→ STATED TASK:
Give back the lines exactly, from the first one to the line with "</device-table>", both ends included.

------ DATASET CONTENT ------

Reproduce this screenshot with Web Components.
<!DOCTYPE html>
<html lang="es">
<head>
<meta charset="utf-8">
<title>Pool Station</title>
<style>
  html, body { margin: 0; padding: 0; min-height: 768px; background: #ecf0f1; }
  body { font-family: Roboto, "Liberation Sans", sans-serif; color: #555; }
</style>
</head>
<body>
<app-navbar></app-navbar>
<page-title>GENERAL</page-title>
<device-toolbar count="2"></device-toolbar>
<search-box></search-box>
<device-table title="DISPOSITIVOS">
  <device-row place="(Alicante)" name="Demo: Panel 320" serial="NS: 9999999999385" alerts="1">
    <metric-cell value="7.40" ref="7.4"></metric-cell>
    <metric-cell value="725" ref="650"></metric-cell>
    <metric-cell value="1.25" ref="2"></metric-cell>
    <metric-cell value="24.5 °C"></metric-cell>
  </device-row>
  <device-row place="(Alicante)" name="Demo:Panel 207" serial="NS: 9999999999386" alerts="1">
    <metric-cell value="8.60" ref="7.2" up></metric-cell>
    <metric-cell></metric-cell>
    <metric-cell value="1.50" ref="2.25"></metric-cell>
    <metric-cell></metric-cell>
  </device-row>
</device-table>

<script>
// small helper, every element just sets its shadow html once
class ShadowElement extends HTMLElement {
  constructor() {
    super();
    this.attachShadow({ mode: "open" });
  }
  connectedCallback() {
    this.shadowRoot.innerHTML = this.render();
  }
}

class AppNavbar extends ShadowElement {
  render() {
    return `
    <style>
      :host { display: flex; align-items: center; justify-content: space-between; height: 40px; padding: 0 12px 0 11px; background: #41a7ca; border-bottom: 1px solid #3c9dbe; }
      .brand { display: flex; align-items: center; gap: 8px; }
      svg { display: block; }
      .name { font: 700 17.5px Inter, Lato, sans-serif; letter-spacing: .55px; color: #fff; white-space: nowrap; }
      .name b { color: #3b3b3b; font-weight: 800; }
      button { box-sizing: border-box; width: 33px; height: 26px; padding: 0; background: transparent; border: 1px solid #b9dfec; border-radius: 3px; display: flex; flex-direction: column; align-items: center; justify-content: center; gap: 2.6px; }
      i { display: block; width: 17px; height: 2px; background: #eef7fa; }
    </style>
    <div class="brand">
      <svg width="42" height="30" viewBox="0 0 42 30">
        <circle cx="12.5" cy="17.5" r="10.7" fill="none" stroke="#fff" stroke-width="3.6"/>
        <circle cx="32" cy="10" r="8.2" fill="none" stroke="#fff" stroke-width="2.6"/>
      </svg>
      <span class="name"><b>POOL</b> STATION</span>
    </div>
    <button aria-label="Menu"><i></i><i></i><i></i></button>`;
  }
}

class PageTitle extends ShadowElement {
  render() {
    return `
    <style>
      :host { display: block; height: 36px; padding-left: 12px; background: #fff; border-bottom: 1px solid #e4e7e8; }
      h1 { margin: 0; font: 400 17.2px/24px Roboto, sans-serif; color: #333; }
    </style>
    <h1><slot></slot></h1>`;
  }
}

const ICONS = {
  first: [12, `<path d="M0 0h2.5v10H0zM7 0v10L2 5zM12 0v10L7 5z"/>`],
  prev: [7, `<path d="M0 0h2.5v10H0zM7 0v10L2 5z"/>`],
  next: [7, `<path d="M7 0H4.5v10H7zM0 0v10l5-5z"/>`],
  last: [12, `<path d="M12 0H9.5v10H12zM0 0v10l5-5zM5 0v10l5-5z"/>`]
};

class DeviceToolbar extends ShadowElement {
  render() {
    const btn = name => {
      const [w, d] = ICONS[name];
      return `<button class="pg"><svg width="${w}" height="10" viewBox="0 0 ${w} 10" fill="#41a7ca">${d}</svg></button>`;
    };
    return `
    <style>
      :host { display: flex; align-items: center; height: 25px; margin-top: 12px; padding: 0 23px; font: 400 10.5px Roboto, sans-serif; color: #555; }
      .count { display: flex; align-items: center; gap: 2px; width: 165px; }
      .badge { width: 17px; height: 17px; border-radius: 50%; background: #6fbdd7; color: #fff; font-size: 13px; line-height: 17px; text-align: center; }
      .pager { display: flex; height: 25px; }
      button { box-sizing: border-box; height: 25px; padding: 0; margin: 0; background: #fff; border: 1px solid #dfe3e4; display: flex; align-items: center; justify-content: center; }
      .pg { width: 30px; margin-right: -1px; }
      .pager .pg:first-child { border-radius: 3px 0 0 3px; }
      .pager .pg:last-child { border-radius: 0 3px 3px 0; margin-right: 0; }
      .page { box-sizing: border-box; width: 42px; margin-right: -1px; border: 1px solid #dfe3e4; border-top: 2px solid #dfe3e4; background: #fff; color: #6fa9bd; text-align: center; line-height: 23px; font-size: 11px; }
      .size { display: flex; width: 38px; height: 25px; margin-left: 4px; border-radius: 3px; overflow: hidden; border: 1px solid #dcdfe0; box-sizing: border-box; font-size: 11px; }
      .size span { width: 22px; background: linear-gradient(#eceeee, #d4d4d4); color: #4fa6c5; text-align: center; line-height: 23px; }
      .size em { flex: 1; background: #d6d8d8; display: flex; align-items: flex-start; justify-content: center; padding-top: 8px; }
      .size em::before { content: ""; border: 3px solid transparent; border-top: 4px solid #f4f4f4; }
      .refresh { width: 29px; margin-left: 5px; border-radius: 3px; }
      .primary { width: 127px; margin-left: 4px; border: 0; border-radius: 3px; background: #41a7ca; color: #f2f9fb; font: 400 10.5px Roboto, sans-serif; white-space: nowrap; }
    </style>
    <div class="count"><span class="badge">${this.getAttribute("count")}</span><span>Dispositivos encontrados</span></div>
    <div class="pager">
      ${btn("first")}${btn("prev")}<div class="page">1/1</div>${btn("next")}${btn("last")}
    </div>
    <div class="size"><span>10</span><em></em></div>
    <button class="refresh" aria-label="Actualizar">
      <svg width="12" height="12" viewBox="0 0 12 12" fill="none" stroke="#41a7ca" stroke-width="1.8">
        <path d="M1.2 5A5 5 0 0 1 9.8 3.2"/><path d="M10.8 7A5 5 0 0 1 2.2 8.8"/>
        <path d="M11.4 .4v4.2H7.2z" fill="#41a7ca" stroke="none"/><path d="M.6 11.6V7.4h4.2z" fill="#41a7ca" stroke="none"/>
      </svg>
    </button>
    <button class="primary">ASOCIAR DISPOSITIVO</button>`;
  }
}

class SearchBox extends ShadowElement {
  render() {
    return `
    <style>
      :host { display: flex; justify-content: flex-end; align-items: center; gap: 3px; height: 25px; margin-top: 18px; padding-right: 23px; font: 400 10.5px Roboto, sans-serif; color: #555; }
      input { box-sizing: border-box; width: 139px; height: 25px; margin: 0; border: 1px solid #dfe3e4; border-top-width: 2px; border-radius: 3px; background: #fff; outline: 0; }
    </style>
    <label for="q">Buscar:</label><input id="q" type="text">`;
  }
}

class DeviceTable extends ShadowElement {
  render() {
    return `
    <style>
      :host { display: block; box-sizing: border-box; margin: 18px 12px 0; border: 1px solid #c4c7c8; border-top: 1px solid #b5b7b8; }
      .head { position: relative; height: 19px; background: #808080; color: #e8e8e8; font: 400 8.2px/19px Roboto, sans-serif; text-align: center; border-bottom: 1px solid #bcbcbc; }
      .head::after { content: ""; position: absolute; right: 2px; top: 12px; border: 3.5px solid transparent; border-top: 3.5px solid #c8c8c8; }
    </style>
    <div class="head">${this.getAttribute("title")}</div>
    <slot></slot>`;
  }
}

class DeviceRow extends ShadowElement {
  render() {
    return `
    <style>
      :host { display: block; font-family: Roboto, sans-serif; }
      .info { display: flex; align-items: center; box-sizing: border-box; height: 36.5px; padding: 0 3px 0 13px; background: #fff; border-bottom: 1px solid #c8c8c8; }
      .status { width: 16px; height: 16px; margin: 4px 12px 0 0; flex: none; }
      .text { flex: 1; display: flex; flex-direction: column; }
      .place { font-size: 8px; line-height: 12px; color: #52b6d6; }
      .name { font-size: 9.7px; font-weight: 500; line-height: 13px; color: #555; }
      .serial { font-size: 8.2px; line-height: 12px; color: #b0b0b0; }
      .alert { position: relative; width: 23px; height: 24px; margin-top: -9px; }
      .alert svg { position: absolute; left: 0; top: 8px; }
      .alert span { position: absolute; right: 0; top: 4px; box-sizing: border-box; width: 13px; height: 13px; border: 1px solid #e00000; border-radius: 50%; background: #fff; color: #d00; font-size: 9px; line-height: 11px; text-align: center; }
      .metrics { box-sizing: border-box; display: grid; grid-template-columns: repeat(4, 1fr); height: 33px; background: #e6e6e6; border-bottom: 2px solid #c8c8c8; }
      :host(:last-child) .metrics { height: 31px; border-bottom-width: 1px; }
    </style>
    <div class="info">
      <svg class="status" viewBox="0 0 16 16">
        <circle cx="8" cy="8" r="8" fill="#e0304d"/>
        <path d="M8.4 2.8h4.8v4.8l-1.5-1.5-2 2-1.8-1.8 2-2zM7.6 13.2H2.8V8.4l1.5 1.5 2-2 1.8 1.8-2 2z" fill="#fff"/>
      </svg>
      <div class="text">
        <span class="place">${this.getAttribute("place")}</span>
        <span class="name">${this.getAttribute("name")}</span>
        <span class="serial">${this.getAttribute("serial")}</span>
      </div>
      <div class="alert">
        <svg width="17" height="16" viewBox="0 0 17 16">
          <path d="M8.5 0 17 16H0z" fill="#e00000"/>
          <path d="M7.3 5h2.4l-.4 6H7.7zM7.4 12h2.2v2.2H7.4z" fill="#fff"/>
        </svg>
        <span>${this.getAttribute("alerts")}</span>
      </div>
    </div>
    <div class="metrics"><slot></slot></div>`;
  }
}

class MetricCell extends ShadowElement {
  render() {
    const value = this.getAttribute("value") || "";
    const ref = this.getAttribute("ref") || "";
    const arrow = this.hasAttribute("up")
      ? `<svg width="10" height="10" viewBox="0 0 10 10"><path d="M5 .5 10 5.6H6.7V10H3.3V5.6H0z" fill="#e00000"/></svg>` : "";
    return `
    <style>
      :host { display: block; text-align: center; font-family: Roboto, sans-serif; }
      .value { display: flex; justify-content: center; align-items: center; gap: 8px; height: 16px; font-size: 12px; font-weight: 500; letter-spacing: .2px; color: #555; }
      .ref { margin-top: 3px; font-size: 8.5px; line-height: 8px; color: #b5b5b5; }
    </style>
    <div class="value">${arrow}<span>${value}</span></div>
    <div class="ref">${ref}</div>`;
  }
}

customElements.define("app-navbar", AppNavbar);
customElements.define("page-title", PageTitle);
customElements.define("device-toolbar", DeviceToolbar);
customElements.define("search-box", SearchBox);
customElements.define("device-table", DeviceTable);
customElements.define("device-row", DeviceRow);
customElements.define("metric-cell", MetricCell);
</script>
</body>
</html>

------

→ TASK RESPONSE:
Reproduce this screenshot with Web Components.
<!DOCTYPE html>
<html lang="es">
<head>
<meta charset="utf-8">
<title>Pool Station</title>
<style>
  html, body { margin: 0; padding: 0; min-height: 768px; background: #ecf0f1; }
  body { font-family: Roboto, "Liberation Sans", sans-serif; color: #555; }
</style>
</head>
<body>
<app-navbar></app-navbar>
<page-title>GENERAL</page-title>
<device-toolbar count="2"></device-toolbar>
<search-box></search-box>
<device-table title="DISPOSITIVOS">
  <device-row place="(Alicante)" name="Demo: Panel 320" serial="NS: 9999999999385" alerts="1">
    <metric-cell value="7.40" ref="7.4"></metric-cell>
    <metric-cell value="725" ref="650"></metric-cell>
    <metric-cell value="1.25" ref="2"></metric-cell>
    <metric-cell value="24.5 °C"></metric-cell>
  </device-row>
  <device-row place="(Alicante)" name="Demo:Panel 207" serial="NS: 9999999999386" alerts="1">
    <metric-cell value="8.60" ref="7.2" up></metric-cell>
    <metric-cell></metric-cell>
    <metric-cell value="1.50" ref="2.25"></metric-cell>
    <metric-cell></metric-cell>
  </device-row>
</device-table>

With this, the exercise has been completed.